Adakalanya kita bertanya mengapa dunia ini harus ada? Bagaimana jika tidak ada saja? Mengapa kita dikirim ke bumi dan hidup terpencil sendirian di keluasan super galaktik ini.
Kadang ada baiknya sendirian di sini, di planet sekecil ini, agar sejuta atau semiliar, atau setriliun teka-teki di jagat ini tidak menimpa kepala kita sekaligus.
Dengan tinggal di bumi, kita punya alasan untuk menjawab hanya sedikit teka-teki, kita hidup di bawah ilusi, bias optik, delusi, fatamorgana, dan sistem kepercayaan dalam skala kecil.
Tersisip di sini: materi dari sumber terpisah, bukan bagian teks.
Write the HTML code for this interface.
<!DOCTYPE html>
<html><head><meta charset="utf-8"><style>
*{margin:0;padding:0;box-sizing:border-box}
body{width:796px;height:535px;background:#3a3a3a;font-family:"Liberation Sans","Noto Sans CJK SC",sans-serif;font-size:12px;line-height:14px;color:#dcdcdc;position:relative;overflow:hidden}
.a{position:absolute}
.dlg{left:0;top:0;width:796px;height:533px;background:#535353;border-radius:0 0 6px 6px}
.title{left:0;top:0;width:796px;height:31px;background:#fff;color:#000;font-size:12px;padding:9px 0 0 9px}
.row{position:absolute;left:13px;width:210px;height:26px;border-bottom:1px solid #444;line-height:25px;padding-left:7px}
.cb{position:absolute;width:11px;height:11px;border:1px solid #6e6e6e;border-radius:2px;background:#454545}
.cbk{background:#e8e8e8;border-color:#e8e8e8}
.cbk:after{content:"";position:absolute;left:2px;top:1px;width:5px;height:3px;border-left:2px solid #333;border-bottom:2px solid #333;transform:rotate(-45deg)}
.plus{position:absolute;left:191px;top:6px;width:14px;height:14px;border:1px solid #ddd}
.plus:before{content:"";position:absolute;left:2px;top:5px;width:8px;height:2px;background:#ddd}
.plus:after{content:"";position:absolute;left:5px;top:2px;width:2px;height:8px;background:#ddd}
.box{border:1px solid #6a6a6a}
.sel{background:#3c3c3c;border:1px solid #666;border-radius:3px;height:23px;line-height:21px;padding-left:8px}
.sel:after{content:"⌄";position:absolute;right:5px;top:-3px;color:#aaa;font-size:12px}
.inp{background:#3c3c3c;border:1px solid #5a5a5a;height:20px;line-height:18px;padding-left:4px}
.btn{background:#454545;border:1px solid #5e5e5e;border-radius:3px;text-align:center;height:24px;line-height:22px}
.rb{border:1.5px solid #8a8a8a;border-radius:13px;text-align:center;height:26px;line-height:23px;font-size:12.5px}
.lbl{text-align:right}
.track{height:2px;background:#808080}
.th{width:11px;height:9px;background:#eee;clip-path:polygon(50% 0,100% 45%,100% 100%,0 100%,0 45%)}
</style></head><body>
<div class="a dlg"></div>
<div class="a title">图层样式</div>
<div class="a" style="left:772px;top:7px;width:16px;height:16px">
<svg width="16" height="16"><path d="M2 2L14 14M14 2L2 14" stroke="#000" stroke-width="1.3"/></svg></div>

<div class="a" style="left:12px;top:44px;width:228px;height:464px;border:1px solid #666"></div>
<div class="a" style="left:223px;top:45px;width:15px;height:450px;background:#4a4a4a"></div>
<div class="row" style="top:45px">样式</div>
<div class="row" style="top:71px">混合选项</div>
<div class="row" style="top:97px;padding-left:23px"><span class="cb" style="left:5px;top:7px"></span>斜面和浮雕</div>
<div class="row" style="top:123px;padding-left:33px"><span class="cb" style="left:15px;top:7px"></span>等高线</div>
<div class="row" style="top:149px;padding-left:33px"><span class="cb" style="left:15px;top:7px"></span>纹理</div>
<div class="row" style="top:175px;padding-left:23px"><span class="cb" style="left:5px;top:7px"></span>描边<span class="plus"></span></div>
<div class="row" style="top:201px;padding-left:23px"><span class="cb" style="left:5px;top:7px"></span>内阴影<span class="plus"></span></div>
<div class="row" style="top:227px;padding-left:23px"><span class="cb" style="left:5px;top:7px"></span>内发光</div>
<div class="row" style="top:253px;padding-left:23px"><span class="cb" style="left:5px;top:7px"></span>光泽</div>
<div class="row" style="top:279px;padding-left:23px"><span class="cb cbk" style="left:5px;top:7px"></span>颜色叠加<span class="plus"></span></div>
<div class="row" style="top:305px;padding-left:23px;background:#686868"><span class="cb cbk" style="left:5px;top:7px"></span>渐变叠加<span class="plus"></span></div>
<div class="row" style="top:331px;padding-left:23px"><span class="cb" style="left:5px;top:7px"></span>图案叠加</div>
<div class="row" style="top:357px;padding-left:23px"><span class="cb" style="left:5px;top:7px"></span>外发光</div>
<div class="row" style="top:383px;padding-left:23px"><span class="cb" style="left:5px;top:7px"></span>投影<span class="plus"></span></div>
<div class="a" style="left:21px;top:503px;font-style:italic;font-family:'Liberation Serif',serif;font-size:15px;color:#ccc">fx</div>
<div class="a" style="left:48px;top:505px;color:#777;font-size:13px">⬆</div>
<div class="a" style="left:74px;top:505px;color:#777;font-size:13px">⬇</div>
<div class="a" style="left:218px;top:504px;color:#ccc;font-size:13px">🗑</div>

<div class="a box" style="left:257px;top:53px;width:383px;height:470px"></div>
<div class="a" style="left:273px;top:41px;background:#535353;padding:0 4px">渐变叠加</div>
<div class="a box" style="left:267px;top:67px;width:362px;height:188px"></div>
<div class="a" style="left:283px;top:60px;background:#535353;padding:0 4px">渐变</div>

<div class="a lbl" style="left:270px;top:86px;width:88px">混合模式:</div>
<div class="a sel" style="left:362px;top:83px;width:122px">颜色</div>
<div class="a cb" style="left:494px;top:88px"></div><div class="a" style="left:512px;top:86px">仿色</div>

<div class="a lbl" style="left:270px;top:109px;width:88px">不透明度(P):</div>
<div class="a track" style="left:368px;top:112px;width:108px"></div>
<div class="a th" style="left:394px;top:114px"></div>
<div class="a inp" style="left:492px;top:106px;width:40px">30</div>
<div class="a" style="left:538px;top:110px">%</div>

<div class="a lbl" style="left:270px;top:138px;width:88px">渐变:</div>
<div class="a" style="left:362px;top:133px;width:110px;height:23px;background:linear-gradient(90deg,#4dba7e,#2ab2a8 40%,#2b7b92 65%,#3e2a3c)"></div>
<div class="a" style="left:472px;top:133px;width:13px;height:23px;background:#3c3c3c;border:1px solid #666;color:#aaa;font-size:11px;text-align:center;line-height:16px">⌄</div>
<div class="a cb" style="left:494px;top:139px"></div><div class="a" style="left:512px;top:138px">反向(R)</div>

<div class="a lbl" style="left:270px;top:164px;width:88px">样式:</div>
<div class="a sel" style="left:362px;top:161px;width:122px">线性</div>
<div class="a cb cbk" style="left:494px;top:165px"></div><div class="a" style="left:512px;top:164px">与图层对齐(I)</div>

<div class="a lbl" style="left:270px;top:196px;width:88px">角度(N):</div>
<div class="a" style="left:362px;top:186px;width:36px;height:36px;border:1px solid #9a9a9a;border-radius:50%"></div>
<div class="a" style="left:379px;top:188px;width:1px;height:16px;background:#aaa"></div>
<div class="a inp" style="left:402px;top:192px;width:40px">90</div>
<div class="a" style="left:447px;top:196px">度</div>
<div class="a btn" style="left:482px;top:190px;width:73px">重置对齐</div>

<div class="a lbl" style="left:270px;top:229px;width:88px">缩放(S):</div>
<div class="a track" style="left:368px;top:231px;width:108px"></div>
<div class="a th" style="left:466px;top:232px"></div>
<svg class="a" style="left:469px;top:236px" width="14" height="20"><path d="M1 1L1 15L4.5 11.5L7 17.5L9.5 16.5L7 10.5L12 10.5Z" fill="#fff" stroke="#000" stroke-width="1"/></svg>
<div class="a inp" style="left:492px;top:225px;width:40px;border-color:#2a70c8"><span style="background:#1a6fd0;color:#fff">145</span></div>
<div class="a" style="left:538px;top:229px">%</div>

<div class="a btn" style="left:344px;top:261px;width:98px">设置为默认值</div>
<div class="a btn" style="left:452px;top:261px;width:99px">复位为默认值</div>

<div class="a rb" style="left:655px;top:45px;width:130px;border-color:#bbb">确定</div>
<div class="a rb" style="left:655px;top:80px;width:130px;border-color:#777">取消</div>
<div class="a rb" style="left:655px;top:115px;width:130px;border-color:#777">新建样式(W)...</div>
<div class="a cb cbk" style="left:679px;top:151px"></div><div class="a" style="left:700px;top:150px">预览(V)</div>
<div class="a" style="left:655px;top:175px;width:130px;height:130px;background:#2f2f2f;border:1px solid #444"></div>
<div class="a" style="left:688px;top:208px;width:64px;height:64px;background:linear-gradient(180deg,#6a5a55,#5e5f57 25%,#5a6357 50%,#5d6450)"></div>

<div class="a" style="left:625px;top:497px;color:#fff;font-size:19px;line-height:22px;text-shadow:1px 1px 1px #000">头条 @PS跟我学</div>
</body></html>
Kecil sekali sebenarnya.
Kadang-kadang kita lebih selalu melewatkan teka-teki itu. Dunia mungil enigmatik ini kita jalani sebegitu saja secara robotika dan repetitif.
Meminjam istilah Prof. Yusmar Yusuf perihal existensial neurosis:Â ketidakbahagiaan yang disebabkan oleh pertanyaan-pertanyaan mengenai makna.
Mungkin di antara kita memilih mempertahankan kebahagiaan dengan tidak menjawab pertanyaan-pertanyaan itu, yang lebih menyedihkan bahkan tidak tahu jika pertanyaan itu ada, atau tidak usah ada.
Bagaimana jika dunia ini tidak usah ada saja? Bila kita hanya berkumpul dan ke sana ke sini, dalam batas kedunguan yang sama. Sekeliling kita adalah teka-teki, kita dipeluk teka-teki.
Tuhan pun bukan soal dogma belaka, tapi juga enigma. Tuhan datang sebagai teka-teki. Lalu kita merasa telah menjawab teka-teki Tuhan dengan tepat, untuk menepis siapapun yang tak dapat menjawab teka-teki itu.
Adalah teka-teki mengapa Tuhan datang sebagai teka-teki. Bahkan kita tak punya opsi untuk memilih di wilayah teka-teki yang mana dan dari rahim teka-teki siapa untuk persis dianggap dapat menjawab teka-teki Tuhan.
Bahkan kita tidak menjawab teka-teki itu, kita hanya penyalin kunci jawaban teka-teki baku yang terus disalin sejak dulu kala. Lalu lupa bahwa kita hanya penyalin bukan perenung. Tapi kita justru merasa sebagai pemenang kebenaran.